## What is being asked
Find and copy every line in the records that includes the string "produces".

Records with interface code:
########################################
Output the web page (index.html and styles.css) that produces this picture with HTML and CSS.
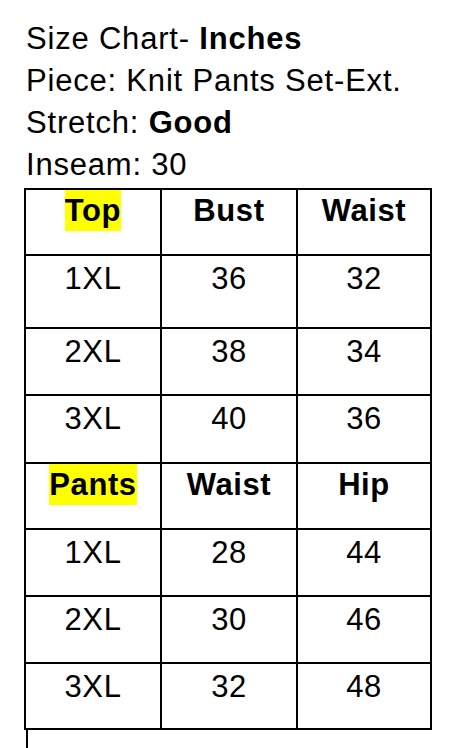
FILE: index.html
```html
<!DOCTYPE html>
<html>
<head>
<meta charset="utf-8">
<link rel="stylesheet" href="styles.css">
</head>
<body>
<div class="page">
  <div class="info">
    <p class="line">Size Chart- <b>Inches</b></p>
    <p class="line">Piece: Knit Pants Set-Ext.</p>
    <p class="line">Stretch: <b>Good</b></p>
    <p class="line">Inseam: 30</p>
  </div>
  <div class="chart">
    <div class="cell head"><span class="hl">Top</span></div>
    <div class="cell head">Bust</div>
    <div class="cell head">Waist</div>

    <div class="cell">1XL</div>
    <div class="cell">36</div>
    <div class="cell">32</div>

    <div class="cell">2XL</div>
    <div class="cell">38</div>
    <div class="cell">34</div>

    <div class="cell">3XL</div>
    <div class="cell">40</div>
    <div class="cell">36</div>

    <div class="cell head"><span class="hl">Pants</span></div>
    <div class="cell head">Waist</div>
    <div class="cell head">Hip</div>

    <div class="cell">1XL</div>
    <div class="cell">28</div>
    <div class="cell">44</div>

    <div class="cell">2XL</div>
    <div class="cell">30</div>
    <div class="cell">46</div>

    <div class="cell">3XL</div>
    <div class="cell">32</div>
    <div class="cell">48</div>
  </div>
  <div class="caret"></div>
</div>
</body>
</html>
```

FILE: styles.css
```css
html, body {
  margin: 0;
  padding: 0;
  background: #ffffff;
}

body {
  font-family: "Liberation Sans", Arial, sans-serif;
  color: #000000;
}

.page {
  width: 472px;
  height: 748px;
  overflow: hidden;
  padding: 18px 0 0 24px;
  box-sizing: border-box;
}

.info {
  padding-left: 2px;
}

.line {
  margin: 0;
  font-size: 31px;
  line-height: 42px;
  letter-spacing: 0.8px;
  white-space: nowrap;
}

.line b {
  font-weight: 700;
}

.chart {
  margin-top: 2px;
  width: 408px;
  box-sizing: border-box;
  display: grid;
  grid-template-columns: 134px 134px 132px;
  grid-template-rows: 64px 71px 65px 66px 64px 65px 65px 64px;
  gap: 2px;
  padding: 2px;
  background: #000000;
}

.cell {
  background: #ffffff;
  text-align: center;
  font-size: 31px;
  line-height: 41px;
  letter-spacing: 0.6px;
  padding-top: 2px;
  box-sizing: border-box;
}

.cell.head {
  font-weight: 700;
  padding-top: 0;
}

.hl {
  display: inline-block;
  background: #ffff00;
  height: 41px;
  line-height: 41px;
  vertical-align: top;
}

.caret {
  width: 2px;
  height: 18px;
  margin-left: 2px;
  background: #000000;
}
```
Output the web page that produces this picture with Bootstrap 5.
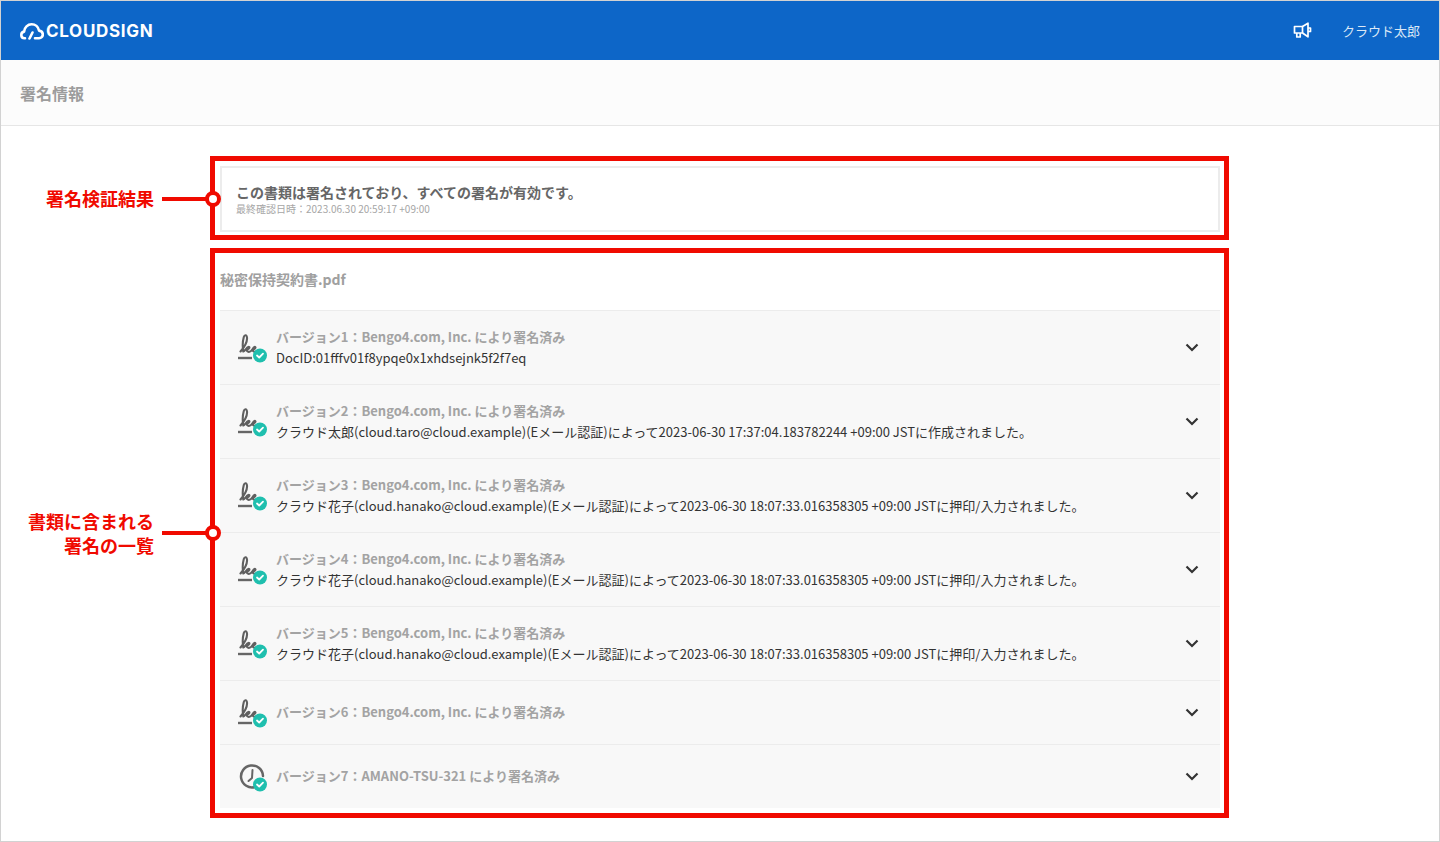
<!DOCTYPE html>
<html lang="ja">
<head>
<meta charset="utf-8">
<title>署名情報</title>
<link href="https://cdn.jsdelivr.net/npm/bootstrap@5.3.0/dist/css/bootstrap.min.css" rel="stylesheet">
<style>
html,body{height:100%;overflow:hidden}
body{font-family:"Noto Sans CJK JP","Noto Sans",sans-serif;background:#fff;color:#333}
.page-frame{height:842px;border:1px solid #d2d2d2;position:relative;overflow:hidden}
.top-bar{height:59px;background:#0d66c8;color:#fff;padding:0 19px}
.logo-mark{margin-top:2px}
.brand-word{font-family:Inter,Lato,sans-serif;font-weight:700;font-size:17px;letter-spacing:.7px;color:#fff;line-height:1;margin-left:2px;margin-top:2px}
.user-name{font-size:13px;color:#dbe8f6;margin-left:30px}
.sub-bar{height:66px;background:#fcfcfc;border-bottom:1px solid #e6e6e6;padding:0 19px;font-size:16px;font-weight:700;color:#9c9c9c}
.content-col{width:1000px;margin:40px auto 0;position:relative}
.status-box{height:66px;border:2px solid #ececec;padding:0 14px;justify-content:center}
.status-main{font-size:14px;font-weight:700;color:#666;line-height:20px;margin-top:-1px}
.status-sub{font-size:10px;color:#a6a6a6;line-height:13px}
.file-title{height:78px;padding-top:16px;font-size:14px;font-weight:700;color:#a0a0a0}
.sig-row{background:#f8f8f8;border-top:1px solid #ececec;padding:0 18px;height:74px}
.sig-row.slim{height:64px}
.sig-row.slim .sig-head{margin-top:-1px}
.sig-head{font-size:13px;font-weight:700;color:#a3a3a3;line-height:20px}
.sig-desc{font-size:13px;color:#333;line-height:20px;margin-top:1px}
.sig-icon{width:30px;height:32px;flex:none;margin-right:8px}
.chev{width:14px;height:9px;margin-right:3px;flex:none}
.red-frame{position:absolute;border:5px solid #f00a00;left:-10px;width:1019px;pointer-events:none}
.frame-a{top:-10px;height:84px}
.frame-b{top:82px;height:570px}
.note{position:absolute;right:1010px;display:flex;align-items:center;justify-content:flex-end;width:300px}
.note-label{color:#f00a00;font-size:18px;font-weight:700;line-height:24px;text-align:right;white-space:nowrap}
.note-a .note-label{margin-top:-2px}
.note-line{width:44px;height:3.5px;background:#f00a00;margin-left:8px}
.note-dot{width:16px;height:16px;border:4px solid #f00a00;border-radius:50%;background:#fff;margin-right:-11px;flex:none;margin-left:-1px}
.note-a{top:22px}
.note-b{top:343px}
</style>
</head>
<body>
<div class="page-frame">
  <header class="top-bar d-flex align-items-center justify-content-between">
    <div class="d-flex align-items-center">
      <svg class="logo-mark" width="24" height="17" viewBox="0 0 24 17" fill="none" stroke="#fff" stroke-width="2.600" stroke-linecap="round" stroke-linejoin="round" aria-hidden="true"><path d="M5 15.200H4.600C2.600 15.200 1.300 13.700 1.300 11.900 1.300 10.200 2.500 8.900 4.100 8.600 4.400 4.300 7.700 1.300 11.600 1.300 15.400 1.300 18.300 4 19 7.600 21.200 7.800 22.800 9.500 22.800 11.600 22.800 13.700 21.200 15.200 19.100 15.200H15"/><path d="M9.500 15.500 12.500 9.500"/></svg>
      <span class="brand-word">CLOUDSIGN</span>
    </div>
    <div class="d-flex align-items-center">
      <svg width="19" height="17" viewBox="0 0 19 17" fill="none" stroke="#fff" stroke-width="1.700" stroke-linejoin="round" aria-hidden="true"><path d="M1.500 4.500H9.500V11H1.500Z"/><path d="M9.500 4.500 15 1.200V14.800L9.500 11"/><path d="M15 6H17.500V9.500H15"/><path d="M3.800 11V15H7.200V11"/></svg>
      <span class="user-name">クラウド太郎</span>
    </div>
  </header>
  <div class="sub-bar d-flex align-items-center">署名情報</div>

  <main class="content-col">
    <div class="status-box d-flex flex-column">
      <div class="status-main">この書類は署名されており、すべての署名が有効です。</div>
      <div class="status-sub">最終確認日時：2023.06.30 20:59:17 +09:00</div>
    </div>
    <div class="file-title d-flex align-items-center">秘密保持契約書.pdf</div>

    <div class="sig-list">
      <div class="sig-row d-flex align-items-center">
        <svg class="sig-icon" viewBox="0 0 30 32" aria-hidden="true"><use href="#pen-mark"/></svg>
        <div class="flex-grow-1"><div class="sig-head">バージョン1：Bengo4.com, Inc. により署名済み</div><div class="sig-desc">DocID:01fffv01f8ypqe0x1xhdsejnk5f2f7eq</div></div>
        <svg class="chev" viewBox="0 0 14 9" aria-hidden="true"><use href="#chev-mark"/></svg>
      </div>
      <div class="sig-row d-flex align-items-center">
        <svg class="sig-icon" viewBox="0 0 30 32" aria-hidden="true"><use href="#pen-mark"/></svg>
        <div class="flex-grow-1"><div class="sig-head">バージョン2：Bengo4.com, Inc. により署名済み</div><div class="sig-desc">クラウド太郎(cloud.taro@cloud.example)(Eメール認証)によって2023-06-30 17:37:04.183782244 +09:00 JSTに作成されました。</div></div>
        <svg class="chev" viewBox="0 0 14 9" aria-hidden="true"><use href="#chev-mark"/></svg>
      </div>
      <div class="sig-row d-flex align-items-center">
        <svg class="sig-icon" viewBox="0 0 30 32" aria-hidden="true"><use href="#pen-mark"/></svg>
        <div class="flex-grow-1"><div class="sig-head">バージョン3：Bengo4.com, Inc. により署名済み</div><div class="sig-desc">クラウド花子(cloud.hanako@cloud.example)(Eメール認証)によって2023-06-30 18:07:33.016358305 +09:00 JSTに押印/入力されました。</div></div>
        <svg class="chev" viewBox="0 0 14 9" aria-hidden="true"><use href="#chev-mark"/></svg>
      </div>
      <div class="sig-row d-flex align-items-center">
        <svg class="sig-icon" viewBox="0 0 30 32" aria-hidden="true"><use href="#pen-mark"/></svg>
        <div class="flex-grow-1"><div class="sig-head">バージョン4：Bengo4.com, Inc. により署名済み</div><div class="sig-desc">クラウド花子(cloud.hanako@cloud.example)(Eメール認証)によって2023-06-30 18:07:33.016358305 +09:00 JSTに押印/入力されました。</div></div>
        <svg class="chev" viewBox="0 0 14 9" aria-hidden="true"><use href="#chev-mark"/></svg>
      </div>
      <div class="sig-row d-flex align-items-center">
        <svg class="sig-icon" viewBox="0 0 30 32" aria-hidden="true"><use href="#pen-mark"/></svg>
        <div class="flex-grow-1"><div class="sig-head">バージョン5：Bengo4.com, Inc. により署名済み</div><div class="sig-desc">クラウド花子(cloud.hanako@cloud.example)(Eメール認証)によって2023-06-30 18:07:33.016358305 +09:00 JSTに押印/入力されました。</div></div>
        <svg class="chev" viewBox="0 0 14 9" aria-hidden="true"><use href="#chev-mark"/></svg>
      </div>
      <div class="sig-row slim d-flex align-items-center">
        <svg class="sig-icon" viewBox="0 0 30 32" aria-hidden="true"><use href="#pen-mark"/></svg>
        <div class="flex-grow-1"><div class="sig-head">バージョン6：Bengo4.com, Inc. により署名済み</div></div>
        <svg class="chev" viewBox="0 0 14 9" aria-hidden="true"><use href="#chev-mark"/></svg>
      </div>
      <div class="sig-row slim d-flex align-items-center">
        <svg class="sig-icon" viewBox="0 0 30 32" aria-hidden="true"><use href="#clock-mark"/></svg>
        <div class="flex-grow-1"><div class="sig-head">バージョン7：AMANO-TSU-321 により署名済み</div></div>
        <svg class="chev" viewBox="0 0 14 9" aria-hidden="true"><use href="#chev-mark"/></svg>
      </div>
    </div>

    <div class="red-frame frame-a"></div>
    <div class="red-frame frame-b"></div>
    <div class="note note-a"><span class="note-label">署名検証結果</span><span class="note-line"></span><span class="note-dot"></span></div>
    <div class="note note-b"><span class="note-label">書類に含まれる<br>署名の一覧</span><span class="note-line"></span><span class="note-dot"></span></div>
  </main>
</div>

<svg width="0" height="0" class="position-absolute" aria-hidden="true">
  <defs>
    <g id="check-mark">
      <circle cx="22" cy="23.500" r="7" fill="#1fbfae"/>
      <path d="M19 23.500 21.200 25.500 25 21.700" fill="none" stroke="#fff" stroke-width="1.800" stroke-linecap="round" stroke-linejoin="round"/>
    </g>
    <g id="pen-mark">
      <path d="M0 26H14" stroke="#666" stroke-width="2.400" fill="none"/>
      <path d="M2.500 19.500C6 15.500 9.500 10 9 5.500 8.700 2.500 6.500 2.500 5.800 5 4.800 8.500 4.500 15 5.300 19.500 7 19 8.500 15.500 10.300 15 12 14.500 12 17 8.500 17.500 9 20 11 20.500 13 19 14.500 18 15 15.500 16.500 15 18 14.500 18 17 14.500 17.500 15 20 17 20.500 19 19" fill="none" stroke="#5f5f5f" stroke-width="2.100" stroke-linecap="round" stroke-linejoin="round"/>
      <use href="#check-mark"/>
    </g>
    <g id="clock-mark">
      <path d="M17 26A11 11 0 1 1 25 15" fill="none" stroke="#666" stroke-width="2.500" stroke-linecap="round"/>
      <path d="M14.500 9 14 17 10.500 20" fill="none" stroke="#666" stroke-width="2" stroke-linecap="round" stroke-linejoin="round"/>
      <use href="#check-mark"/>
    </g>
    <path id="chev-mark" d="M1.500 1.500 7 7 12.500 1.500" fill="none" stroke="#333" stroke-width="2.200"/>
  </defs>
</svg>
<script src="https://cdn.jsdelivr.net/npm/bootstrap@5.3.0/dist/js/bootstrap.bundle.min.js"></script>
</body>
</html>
########################################
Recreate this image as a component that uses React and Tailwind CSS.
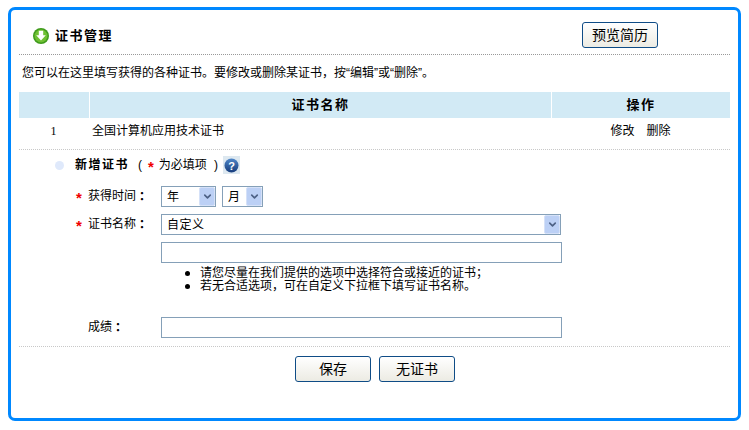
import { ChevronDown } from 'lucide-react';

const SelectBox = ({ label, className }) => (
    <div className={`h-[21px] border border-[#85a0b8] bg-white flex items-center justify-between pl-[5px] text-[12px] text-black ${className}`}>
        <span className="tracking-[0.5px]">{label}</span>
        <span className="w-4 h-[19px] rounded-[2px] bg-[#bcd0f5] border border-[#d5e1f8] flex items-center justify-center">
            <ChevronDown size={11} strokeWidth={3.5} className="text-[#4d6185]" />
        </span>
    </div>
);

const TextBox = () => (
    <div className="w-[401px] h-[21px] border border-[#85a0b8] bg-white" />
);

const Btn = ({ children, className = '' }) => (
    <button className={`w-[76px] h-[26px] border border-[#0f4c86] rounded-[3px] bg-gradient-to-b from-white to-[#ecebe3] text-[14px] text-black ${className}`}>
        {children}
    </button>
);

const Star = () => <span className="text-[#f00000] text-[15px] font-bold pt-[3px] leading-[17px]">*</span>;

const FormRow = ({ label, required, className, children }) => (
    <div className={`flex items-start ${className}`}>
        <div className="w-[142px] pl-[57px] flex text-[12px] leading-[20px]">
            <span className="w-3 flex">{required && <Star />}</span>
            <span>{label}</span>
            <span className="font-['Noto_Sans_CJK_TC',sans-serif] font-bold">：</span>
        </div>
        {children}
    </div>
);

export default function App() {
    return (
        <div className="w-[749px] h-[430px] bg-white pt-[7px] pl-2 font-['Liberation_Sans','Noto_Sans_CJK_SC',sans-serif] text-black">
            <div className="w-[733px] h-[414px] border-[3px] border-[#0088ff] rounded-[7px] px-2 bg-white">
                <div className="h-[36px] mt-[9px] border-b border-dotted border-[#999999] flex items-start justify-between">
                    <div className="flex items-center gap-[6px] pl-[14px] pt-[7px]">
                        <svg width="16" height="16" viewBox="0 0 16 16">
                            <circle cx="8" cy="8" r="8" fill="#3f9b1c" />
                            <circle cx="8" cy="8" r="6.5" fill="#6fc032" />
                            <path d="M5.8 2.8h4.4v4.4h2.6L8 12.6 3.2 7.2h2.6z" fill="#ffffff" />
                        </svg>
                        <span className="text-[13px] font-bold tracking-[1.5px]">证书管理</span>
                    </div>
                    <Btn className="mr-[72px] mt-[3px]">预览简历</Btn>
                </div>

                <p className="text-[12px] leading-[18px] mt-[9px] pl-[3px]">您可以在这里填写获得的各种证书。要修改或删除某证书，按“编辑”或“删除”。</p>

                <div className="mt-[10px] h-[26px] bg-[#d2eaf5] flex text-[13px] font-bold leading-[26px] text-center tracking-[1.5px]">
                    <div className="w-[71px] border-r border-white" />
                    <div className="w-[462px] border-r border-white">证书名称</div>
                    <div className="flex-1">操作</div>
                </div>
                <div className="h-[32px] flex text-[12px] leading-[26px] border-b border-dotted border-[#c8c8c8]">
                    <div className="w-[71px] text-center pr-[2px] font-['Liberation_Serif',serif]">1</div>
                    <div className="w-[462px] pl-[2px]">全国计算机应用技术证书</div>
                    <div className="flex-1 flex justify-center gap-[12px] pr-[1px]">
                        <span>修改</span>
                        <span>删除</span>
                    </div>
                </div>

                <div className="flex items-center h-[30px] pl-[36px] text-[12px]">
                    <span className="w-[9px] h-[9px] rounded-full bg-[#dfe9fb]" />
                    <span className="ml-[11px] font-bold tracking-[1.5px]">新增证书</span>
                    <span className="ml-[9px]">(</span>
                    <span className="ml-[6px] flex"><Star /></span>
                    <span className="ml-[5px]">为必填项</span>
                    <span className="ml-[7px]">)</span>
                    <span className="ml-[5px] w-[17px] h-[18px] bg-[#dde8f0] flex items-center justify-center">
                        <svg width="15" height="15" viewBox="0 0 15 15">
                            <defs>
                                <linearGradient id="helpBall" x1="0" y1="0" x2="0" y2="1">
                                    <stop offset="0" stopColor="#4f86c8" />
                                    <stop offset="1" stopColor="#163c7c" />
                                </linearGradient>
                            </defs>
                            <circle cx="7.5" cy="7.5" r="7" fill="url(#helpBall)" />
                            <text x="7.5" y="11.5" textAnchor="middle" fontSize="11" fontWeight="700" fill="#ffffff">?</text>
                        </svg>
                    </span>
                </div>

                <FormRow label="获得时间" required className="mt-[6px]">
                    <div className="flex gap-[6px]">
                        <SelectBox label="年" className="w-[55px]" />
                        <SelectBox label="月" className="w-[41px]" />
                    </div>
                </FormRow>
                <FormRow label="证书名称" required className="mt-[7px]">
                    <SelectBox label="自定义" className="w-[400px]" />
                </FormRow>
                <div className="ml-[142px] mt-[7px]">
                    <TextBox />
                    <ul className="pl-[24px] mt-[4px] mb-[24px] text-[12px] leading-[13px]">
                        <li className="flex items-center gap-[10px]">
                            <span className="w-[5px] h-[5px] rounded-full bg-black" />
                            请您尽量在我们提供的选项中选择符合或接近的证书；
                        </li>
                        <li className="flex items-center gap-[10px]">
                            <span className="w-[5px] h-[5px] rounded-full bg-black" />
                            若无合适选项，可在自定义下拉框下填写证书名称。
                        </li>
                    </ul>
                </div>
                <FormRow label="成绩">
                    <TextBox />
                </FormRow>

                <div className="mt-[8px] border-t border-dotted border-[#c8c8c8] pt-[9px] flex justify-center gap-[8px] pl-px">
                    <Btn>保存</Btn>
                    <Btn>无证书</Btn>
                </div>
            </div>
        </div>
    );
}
########################################
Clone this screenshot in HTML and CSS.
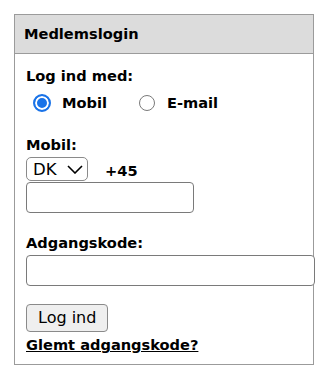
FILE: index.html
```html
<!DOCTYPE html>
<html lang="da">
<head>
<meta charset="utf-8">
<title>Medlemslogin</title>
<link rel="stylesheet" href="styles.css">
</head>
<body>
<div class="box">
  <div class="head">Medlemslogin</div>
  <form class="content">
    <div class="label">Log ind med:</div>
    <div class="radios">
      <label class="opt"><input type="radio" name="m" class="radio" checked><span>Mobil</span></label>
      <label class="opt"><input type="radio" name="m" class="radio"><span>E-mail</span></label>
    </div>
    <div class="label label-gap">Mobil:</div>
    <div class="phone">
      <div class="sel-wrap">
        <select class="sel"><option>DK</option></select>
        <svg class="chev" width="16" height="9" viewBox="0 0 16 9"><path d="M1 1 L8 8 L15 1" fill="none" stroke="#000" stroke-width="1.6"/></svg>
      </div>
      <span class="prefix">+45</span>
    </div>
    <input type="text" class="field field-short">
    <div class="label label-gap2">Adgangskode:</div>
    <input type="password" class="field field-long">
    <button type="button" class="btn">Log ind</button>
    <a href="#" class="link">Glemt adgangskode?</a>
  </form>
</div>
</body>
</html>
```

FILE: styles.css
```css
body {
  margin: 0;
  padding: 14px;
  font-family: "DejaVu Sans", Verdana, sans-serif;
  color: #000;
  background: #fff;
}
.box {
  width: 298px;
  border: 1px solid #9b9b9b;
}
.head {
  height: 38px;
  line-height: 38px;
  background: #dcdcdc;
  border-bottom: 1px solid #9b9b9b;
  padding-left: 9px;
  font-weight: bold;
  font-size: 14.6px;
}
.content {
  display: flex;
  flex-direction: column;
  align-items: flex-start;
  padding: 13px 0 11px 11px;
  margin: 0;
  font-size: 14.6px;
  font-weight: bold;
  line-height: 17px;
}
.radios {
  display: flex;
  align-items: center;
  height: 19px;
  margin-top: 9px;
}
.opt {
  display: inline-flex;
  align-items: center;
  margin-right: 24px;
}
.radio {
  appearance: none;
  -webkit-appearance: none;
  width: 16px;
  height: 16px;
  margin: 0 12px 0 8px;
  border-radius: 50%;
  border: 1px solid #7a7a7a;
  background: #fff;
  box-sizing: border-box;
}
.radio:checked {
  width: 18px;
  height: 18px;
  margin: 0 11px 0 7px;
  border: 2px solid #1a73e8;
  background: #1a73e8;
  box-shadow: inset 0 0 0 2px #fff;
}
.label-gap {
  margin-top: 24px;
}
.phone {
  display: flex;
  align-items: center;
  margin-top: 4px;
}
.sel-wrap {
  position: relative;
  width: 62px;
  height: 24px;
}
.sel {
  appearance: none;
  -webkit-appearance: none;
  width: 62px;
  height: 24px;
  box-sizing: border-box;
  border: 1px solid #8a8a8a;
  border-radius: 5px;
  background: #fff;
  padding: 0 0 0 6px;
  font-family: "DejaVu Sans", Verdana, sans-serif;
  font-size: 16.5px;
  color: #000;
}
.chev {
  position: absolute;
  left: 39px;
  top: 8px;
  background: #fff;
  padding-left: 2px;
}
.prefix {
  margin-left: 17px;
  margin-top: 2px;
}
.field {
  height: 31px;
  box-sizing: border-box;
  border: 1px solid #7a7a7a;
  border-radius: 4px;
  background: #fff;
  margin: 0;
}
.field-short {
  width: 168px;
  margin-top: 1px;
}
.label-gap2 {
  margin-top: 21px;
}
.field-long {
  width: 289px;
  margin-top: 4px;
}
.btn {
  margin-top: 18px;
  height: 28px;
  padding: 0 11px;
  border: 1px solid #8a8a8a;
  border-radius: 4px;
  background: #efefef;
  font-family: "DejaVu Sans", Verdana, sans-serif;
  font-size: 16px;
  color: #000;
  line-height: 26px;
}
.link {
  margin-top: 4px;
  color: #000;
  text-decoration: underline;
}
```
########################################
## Expected output
Output the web page (index.html and styles.css) that produces this picture with HTML and CSS.
Output the web page that produces this picture with Bootstrap 5.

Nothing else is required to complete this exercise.